Al di là delle ragioni dei singoli, le dichiarazioni dell’Organizzazione agricola mi lasciano tuttavia perplesso, innanzitutto per i contenuti. I soliti direi, dato che ogni qualvolta si presenta un problema in casa nostra la cosa più facile è comunicare mediaticamente ciò che di peggio (forse) accade fuori i patri confini. Non in altri continenti, ma in altri Paesi dell’UE per i quali, evidentemente, valgono le stesse regole e limiti in materia di contaminanti del latte, micotossine incluse. Affermare che in Italia, a differenza di quanto avviene all’estero, la sicurezza del latte viene maggiormente garantita è perciò quantomeno fuorviante.

Uguale perplessità solleva il tono di altre affermazioni. Per l’Organizzazione agricola in questione, produrre all’estero formaggi a pasta dura e affermare che certe condizioni agroclimatiche (s)favoriscono la presenza di micotossine diventano atti antipatriottici di chi vuol male al Paese tradendone miseramente l’immagine e la tradizione.

Purtroppo, non è con questi contenuti e toni che si fa chiarezza. Non è così che i consumatori, la gente, possono comprendere la natura dei problemi della nostra filiera latte e, soprattutto, capire quali siano le strategie necessarie per darle competitività e prospettive, ad iniziare dagli allevatori.

L’importante è l’ennesimo proclama, l’ennesimo evento mediatico, con gli stessi protagonisti e, purtroppo, i medesimi toni e contenuti. Fare la guerra a qualsiasi prodotto alimentare finito o semilavorato estero è di moda. Metterne in dubbio, perché non italiano, la sicurezza, la tracciabilità e la qualità, un mantra. Peggio, gettare a terra latte in polvere e cagliate di importazione, con tanto di servizi televisivi in prima serata, è solo un segno di disprezzo per il cibo che, a prescindere dall’origine, dovrebbe rappresentare un valore etico e simbolico per tutti, Organizzazioni agricole comprese.

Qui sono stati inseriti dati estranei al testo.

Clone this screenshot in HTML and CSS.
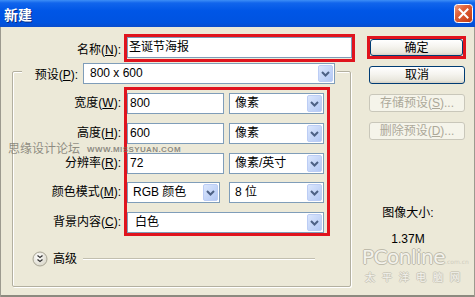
FILE: index.html
```html
<!DOCTYPE html>
<html>
<head>
<meta charset="utf-8">
<title>新建</title>
<link rel="stylesheet" href="styles.css">
</head>
<body>
<div class="window">
  <div class="titlebar">
    <span class="title">新建</span>
    <span class="close">
      <svg width="19" height="19" viewBox="0 0 19 19">
        <defs>
          <linearGradient id="cg" x1="0" y1="0" x2="1" y2="1">
            <stop offset="0" stop-color="#f0a48a"/>
            <stop offset="0.35" stop-color="#e2633b"/>
            <stop offset="1" stop-color="#c1370f"/>
          </linearGradient>
        </defs>
        <rect x="0.5" y="0.5" width="18" height="18" rx="3" fill="url(#cg)" stroke="#fff"/>
        <path d="M5.5 5.5 L13.5 13.5 M13.5 5.5 L5.5 13.5" stroke="#fff" stroke-width="2" stroke-linecap="square"/>
      </svg>
    </span>
  </div>
  <div class="content">
    <div class="left">
      <div class="name-row">
        <span class="lbl name-lbl">名称(<u>N</u>):</span>
        <div class="redbox name-box"><div class="input name-input">圣诞节海报</div></div>
      </div>
      <div class="group">
        <div class="preset-row">
          <span class="lbl preset-lbl">预设(<u>P</u>):</span>
          <div class="select preset-select"><span class="val">800 x 600</span><span class="arrow"><svg width="15" height="17" viewBox="0 0 15 17"><defs><linearGradient id="ag" x1="0" y1="0" x2="1" y2="1"><stop offset="0" stop-color="#dce7fd"/><stop offset="1" stop-color="#b1c7f4"/></linearGradient></defs><rect x="0.5" y="0.5" width="14" height="16" rx="1.5" fill="url(#ag)" stroke="#bccdf5"/><path d="M4 7 L7.5 10.5 L11 7" fill="none" stroke="#4d6185" stroke-width="2"/></svg></span></div>
        </div>
        <div class="fields">
          <div class="labels">
            <span>宽度(<u>W</u>):</span>
            <span>高度(<u>H</u>):</span>
            <span>分辨率(<u>R</u>):</span>
            <span>颜色模式(<u>M</u>):</span>
            <span>背景内容(<u>C</u>):</span>
          </div>
          <div class="redbox fields-box">
            <div class="frow">
              <div class="input num">800</div>
              <div class="select unit"><span class="val">像素</span><span class="arrow"><svg width="15" height="17" viewBox="0 0 15 17"><rect x="0.5" y="0.5" width="14" height="16" rx="1.5" fill="url(#ag)" stroke="#bccdf5"/><path d="M4 7 L7.5 10.5 L11 7" fill="none" stroke="#4d6185" stroke-width="2"/></svg></span></div>
            </div>
            <div class="frow">
              <div class="input num">600</div>
              <div class="select unit"><span class="val">像素</span><span class="arrow"><svg width="15" height="17" viewBox="0 0 15 17"><rect x="0.5" y="0.5" width="14" height="16" rx="1.5" fill="url(#ag)" stroke="#bccdf5"/><path d="M4 7 L7.5 10.5 L11 7" fill="none" stroke="#4d6185" stroke-width="2"/></svg></span></div>
            </div>
            <div class="frow">
              <div class="input num">72</div>
              <div class="select unit"><span class="val">像素/英寸</span><span class="arrow"><svg width="15" height="17" viewBox="0 0 15 17"><rect x="0.5" y="0.5" width="14" height="16" rx="1.5" fill="url(#ag)" stroke="#bccdf5"/><path d="M4 7 L7.5 10.5 L11 7" fill="none" stroke="#4d6185" stroke-width="2"/></svg></span></div>
            </div>
            <div class="frow">
              <div class="select mode"><span class="val">RGB 颜色</span><span class="arrow"><svg width="15" height="17" viewBox="0 0 15 17"><rect x="0.5" y="0.5" width="14" height="16" rx="1.5" fill="url(#ag)" stroke="#bccdf5"/><path d="M4 7 L7.5 10.5 L11 7" fill="none" stroke="#4d6185" stroke-width="2"/></svg></span></div>
              <div class="select unit"><span class="val">8 位</span><span class="arrow"><svg width="15" height="17" viewBox="0 0 15 17"><rect x="0.5" y="0.5" width="14" height="16" rx="1.5" fill="url(#ag)" stroke="#bccdf5"/><path d="M4 7 L7.5 10.5 L11 7" fill="none" stroke="#4d6185" stroke-width="2"/></svg></span></div>
            </div>
            <div class="frow">
              <div class="select bg"><span class="val">白色</span><span class="arrow"><svg width="15" height="17" viewBox="0 0 15 17"><rect x="0.5" y="0.5" width="14" height="16" rx="1.5" fill="url(#ag)" stroke="#bccdf5"/><path d="M4 7 L7.5 10.5 L11 7" fill="none" stroke="#4d6185" stroke-width="2"/></svg></span></div>
            </div>
          </div>
        </div>
        <div class="advanced">
          <svg class="chev" width="16" height="16" viewBox="0 0 16 16">
            <defs>
              <radialGradient id="rg" cx="0.4" cy="0.35" r="0.7">
                <stop offset="0" stop-color="#ffffff"/>
                <stop offset="1" stop-color="#d8d5c6"/>
              </radialGradient>
            </defs>
            <circle cx="8" cy="8" r="7" fill="url(#rg)" stroke="#a9a696"/>
            <path d="M5.5 4.5 L8 6.5 L10.5 4.5 M5.5 8.5 L8 10.5 L10.5 8.5" fill="none" stroke="#333" stroke-width="1.3"/>
          </svg>
          <span class="adv-lbl">高级</span>
          <span class="rule"></span>
        </div>
      </div>
    </div>
    <div class="right">
      <div class="redbox ok-box"><button class="btn ok">确定</button></div>
      <button class="btn">取消</button>
      <button class="btn" disabled>存储预设(<u>S</u>)...</button>
      <button class="btn" disabled>删除预设(<u>D</u>)...</button>
      <div class="info">
        <div>图像大小:</div>
        <div class="size">1.37M</div>
      </div>
    </div>
  </div>
  <div class="wm-missyuan">思缘设计论坛<span class="wm-url">WWW.MISSYUAN.COM</span></div>
  <div class="wm-pconline">
    <div class="pc-logo">PConline<span class="pc-com">.com.cn</span></div>
    <div class="pc-cn">太平洋电脑网</div>
  </div>
</div>
</body>
</html>
```

FILE: styles.css
```css
* { box-sizing: border-box; margin: 0; padding: 0; }
html, body { width: 475px; height: 297px; overflow: hidden; }
body {
  background: #ECE9D8;
  font-family: "Liberation Sans", "Noto Sans CJK SC", sans-serif;
  font-size: 12px;
  color: #000;
}
u { text-decoration: underline; }

.window {
  position: relative;
  width: 475px;
  height: 297px;
  background: #ECE9D8;
  box-shadow: inset 1px 0 #9c9a8f, inset -1px 0 #9c9a8f, inset 0 -2px #8c8a7f;
  overflow: hidden;
}

.titlebar {
  height: 27px;
  display: flex;
  align-items: center;
  justify-content: space-between;
  padding: 0 2px 0 4px;
  background: linear-gradient(#3d8ef6 0, #1165ec 3px, #0056e6 40%, #0053e0 85%, #0a4dcc 100%);
}
.title {
  color: #fff;
  font-weight: bold;
  font-size: 14px;
  line-height: 14px;
  font-family: "Noto Sans CJK SC", sans-serif;
  text-shadow: 1px 1px #0a2a80;
}
.close { width: 19px; height: 19px; display: block; }
.close svg { display: block; }

.content { display: flex; }
.left { width: 356px; }

.lbl { white-space: nowrap; }

.name-row {
  display: flex;
  align-items: center;
  margin-top: 7px;
}
.name-lbl { width: 121px; text-align: right; }

.redbox { border: 3px solid #e0141e; }
.name-box { margin-left: 3px; width: 231px; height: 28px; }
.name-input { height: 100%; line-height: 20px; }

.input {
  background: #fff;
  border: 1px solid #7f9db9;
  height: 21px;
  line-height: 19px;
  padding-left: 1px;
  white-space: nowrap;
}
.select {
  background: #fff;
  border: 1px solid #7f9db9;
  height: 21px;
  display: flex;
  align-items: center;
  justify-content: space-between;
  padding: 0 1px 0 5px;
  white-space: nowrap;
}
.select .val { line-height: 19px; }
.arrow { display: block; width: 15px; height: 17px; }
.arrow svg { display: block; }

.group {
  margin: 9px 0 0 12px;
  width: 339px;
  height: 216px;
  border: 1px solid #b3b0a0;
  border-radius: 2px;
  box-shadow: inset 1px 1px #fff, 1px 1px #fff;
}
.preset-row {
  display: flex;
  align-items: center;
  margin: -9px 0 0 9px;
  width: 315px;
  height: 21px;
  background: #ECE9D8;
}
.preset-lbl { width: 61px; padding-right: 5px; text-align: right; }
.preset-select { width: 252px; padding-left: 6px; }

.fields { display: flex; margin-top: 3px; }
.labels {
  width: 108px;
  padding-top: 6px;
  display: flex;
  flex-direction: column;
  gap: 8.75px;
  text-align: right;
}
.labels span { height: 21px; line-height: 21px; white-space: nowrap; }

.fields-box {
  margin-left: 3px;
  padding: 3px 3px 0 0;
  display: flex;
  flex-direction: column;
  gap: 8.75px;
}
.frow { display: flex; gap: 5px; }
.num { width: 97px; padding-left: 2px; }
.unit { width: 95px; }
.mode { width: 93px; margin-right: 4px; }
.bg { width: 197px; padding-left: 7px; }

.advanced {
  display: flex;
  align-items: center;
  margin-top: 15px;
  padding-left: 19px;
  height: 16px;
}
.chev { display: block; flex: none; }
.adv-lbl { margin-left: 5px; line-height: 16px; }
.rule {
  margin-left: 6px;
  width: 232px;
  height: 2px;
  border-top: 1px solid #c2bfaf;
  border-bottom: 1px solid #fff;
}

.right {
  width: 99px;
  margin-left: 11px;
  display: flex;
  flex-direction: column;
}
.ok-box { margin-top: 9px; height: 23px; width: 99px; }
.btn {
  display: block;
  width: 96px;
  height: 18px;
  margin: 10px 0 0 2px;
  border: 1px solid #003c74;
  border-radius: 3px;
  background: linear-gradient(#ffffff 0, #f5f4ef 45%, #e8e6dc 85%, #d6d0c5 100%);
  font: inherit;
  color: #000;
  text-align: center;
  line-height: 16px;
  padding: 0;
  white-space: nowrap;
}
.ok-box + .btn { margin-top: 7px; }
.btn.ok { width: 100%; height: 100%; margin: 0; }
.btn[disabled] {
  border-color: #c9c7ba;
  background: #f5f4ea;
  color: #aca899;
}

.info {
  margin: 66px 0 0 -17px;
  width: 116px;
  text-align: center;
  line-height: 14px;
}
.info .size { margin-top: 12px; }

.wm-missyuan {
  position: absolute;
  left: 8px;
  top: 141px;
  color: rgba(110, 108, 100, 0.75);
  font-family: "Noto Sans CJK SC", sans-serif;
  font-size: 12px;
  line-height: 14px;
  white-space: nowrap;
  pointer-events: none;
}
.wm-url {
  margin-left: 7px;
  font-family: "Liberation Sans", sans-serif;
  font-size: 8px;
  font-weight: bold;
  letter-spacing: 0.4px;
  vertical-align: 1px;
}

.wm-pconline {
  position: absolute;
  left: 362px;
  top: 248px;
  width: 110px;
  pointer-events: none;
  color: #f3f2ec;
}
.pc-logo {
  font-family: "DejaVu Sans", sans-serif;
  font-size: 20px;
  line-height: 18px;
  letter-spacing: -0.5px;
  text-shadow: -1px 0 #bebbab, 1px 0 #bebbab, 0 -1px #bebbab, 0 1px #bebbab;
  white-space: nowrap;
}
.pc-com {
  font-size: 6px;
  letter-spacing: 0;
  text-shadow: none;
  color: #cfccbf;
}
.pc-cn {
  font-family: "Noto Sans CJK SC", sans-serif;
  font-size: 10px;
  line-height: 11px;
  letter-spacing: 7px;
  padding-left: 3px;
  color: #f3f2ec;
  text-shadow: -1px 0 #cbc8ba, 1px 0 #cbc8ba, 0 -1px #cbc8ba, 0 1px #cbc8ba;
  white-space: nowrap;
}
```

La vacca è di chi urla di più (per i milanesi Chi vusa püsé la vaca l’è sua!) ovvero ha ragione chi urla di più. Se ciò vale per il sensale e la compravendita delle vacche, l’esasperazione dei toni e lo svilimento dei contenuti non valorizzano certo i prodotti lattiero-caseari italiani. Rischiano solo di mettere in discussione la fiducia che il made in Italy lattiero-caseario riscuote all’estero, speriamo ancora per molto.